On August 31, Hungary transferred the Azeri officer sentenced to life imprisonment for killing his Armenian roommate at a NATO language course in Budapest, back to his native country. But instead of serving his sentence in an Azeri prison, the lieutenant was immediately pardoned, released, promoted and celebrated as a national hero. Armenian president Sarksyan immediately announced that his country would sever diplomatic ties with Hungary. (See BudaPost, September 1 through 10.) A fortnight later, a video cartoon surfaced in Armenia, suggesting that Hungary was bribed by Azerbaijan, and representing the Armenian people as a herd fornicating with sheep.
In Magyar Hírlap, deputy editor László Szentesi Zöldi believes both the Armenian official reaction and the video circulating on the internet are disproportionate responses, just like the hero’s welcome given to the murderer in Baku.
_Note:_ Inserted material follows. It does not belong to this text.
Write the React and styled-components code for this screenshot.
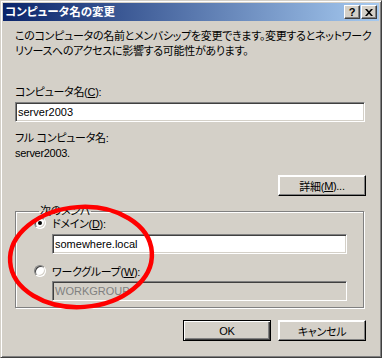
import React from "react";
import styled, { createGlobalStyle } from "styled-components";

const Global = createGlobalStyle`
  html, body { margin: 0; padding: 0; background: #d4d0c8; }
  body { font-family: "Liberation Sans", "Noto Sans CJK JP", sans-serif; font-size: 11px; }
`;

const Window = styled.div`
  position: relative;
  box-sizing: border-box;
  width: 382px;
  height: 358px;
  background: #d4d0c8;
  border-top: 1px solid #d4d0c8;
  border-left: 1px solid #d4d0c8;
  border-right: 1px solid #404040;
  border-bottom: 1px solid #404040;
  box-shadow: inset 1px 1px 0 #ffffff, inset -1px -1px 0 #808080;
  padding: 2px;
  display: flex;
  flex-direction: column;
  overflow: hidden;
  font-feature-settings: "palt";
  letter-spacing: -0.3px;
  color: #000;
`;

const TitleBar = styled.div`
  height: 18px;
  display: flex;
  align-items: center;
  background: linear-gradient(to right, #0a246a, #a6caf0);
  padding: 0 2px 0 2px;
`;

const TitleText = styled.div`
  flex: 1;
  color: #fff;
  font-weight: bold;
  font-size: 11.5px;
  letter-spacing: 0;
  line-height: 18px;
  white-space: nowrap;
`;

const TitleButton = styled.div`
  box-sizing: border-box;
  width: 16px;
  height: 14px;
  margin-left: ${(p) => p.$gap || 0}px;
  background: #d4d0c8;
  border-top: 1px solid #ffffff;
  border-left: 1px solid #ffffff;
  border-right: 1px solid #404040;
  border-bottom: 1px solid #404040;
  box-shadow: inset -1px -1px 0 #808080;
  display: flex;
  align-items: center;
  justify-content: center;
  font-family: "Liberation Sans", sans-serif;
  font-weight: bold;
  font-size: 11px;
  line-height: 1;
  color: #000;
`;

const Content = styled.div`
  flex: 1;
  display: flex;
  flex-direction: column;
  padding: 8px 14px 0 12px;
`;

const Para = styled.p`
  margin: 0;
  line-height: 15px;
  white-space: nowrap;
`;

const Label = styled.div`
  line-height: 15px;
  margin-top: ${(p) => p.$mt || 0}px;
  white-space: nowrap;
`;

const U = styled.span`
  text-decoration: underline;
`;

const Field = styled.div`
  box-sizing: border-box;
  height: 20px;
  width: ${(p) => p.$w}px;
  margin-top: ${(p) => p.$mt || 0}px;
  margin-left: ${(p) => p.$ml || 0}px;
  background: ${(p) => (p.$disabled ? "#d4d0c8" : "#ffffff")};
  color: ${(p) => (p.$disabled ? "#808080" : "#000")};
  border-top: 1px solid #808080;
  border-left: 1px solid #808080;
  border-right: 1px solid #ffffff;
  border-bottom: 1px solid #ffffff;
  box-shadow: inset 1px 1px 0 #404040, inset -1px -1px 0 #d4d0c8;
  padding: 0 2px;
  line-height: 18px;
  font-size: 11px;
  letter-spacing: 0;
  white-space: nowrap;
`;

const Button = styled.div`
  box-sizing: border-box;
  width: 88px;
  height: 21px;
  background: #d4d0c8;
  display: flex;
  align-items: center;
  justify-content: center;
  border-top: 1px solid ${(p) => (p.$default ? "#000" : "#ffffff")};
  border-left: 1px solid ${(p) => (p.$default ? "#000" : "#ffffff")};
  border-right: 1px solid #000;
  border-bottom: 1px solid #000;
  box-shadow: ${(p) =>
    p.$default
      ? "inset 1px 1px 0 #ffffff, inset -1px -1px 0 #404040, inset -2px -2px 0 #808080"
      : "inset -1px -1px 0 #808080, inset 1px 1px 0 #ffffff"};
`;

const ButtonRow = styled.div`
  display: flex;
  justify-content: flex-end;
  gap: ${(p) => p.$gap || 0}px;
  margin-top: ${(p) => p.$mt || 0}px;
  margin-right: -1px;
`;

const Group = styled.fieldset`
  box-sizing: border-box;
  width: 349px;
  height: 103px;
  margin: 9px 0 0 0;
  padding: 0 0 0 18px;
  border: 1px solid #808080;
  box-shadow: 1px 1px 0 #ffffff, inset 1px 1px 0 #ffffff;
  display: flex;
  flex-direction: column;
`;

const Legend = styled.legend`
  padding: 0 1px;
  margin-left: 5px;
  line-height: 12px;
`;

const RadioRow = styled.div`
  display: flex;
  align-items: center;
  gap: 6px;
  height: 14px;
  margin-top: ${(p) => p.$mt || 0}px;
`;

const Radio = styled.span`
  position: relative;
  box-sizing: border-box;
  width: 12px;
  height: 12px;
  border-radius: 50%;
  background: #fff;
  border: 1px solid;
  border-color: #808080 #ffffff #ffffff #808080;
  box-shadow: inset 1px 1px 0 #404040, inset -1px -1px 0 #d4d0c8;
  &::after {
    content: "";
    display: ${(p) => (p.$checked ? "block" : "none")};
    position: absolute;
    left: 3px;
    top: 3px;
    width: 4px;
    height: 4px;
    border-radius: 50%;
    background: #000;
  }
`;

const Overlay = styled.svg`
  position: absolute;
  left: 0;
  top: 0;
  pointer-events: none;
`;

export default function App() {
  return (
    <>
      <Global />
      <Window>
        <TitleBar>
          <TitleText>コンピュータ名の変更</TitleText>
          <TitleButton>?</TitleButton>
          <TitleButton $gap={1}>
            <svg width="8" height="7" viewBox="0 0 8 7">
              <path d="M0 0h2l2 2.2L6 0h2L5 3.5 8 7H6L4 4.8 2 7H0l3-3.5z" fill="#000" />
            </svg>
          </TitleButton>
        </TitleBar>
        <Content>
          <Para>
            このコンピュータの名前とメンバシップを変更できます。変更するとネットワーク
            <br />
            リソースへのアクセスに影響する可能性があります。
          </Para>
          <Label $mt={26}>
            コンピュータ名(<U>C</U>):
          </Label>
          <Field $w={350} $mt={2}>server2003</Field>
          <Label $mt={9}>フル コンピュータ名:</Label>
          <Label $mt={0}>server2003.</Label>
          <ButtonRow $mt={14}>
            <Button>
              詳細(<U>M</U>)...
            </Button>
          </ButtonRow>
          <Group>
            <Legend>次のメンバ</Legend>
            <RadioRow $mt={-1}>
              <Radio $checked />
              <span>
                ドメイン(<U>D</U>):
              </span>
            </RadioRow>
            <Field $w={295} $mt={4} $ml={18}>somewhere.local</Field>
            <RadioRow $mt={10}>
              <Radio />
              <span>
                ワークグループ(<U>W</U>):
              </span>
            </RadioRow>
            <Field $w={295} $mt={3} $ml={18} $disabled>
              WORKGROUP
            </Field>
          </Group>
          <ButtonRow $mt={12} $gap={7}>
            <Button $default>OK</Button>
            <Button>キャンセル</Button>
          </ButtonRow>
        </Content>
        <Overlay width="382" height="358" viewBox="0 0 382 358">
          <ellipse
            cx="80"
            cy="256"
            rx="71"
            ry="50"
            fill="none"
            stroke="#ff0000"
            strokeWidth="4.5"
            transform="rotate(-4 80 256)"
          />
        </Overlay>
      </Window>
    </>
  );
}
Hungary has not declared war on Armenia, on the contrary, the two countries have no conflicting interests, he remarks. The right-wing columnist regrets the fact that the Armenian reaction to the affair has put Hungary’s Armenian minority into an unprecedented position where they feel they must choose between Armenia and Hungary, whereas for several hundred years they have had no conflict with either the Hungarian authorities or the population in general. In fact, their legal representatives have sued the authorities for having made the release of a criminal possible. As a result, many Hungarians tend to believe that the Azeris might be right after all in claiming full sovereignty over the Nagorno-Karabah region, under de facto Armenian rule since the 1994 conflict, Szentesi Zöldi suggests. He also believes that Hungarian-Turkish ties have further been strengthened – not by the transfer of the axe murderer to Azerbaijan, but by the disproportionate Armenian reaction to the matter.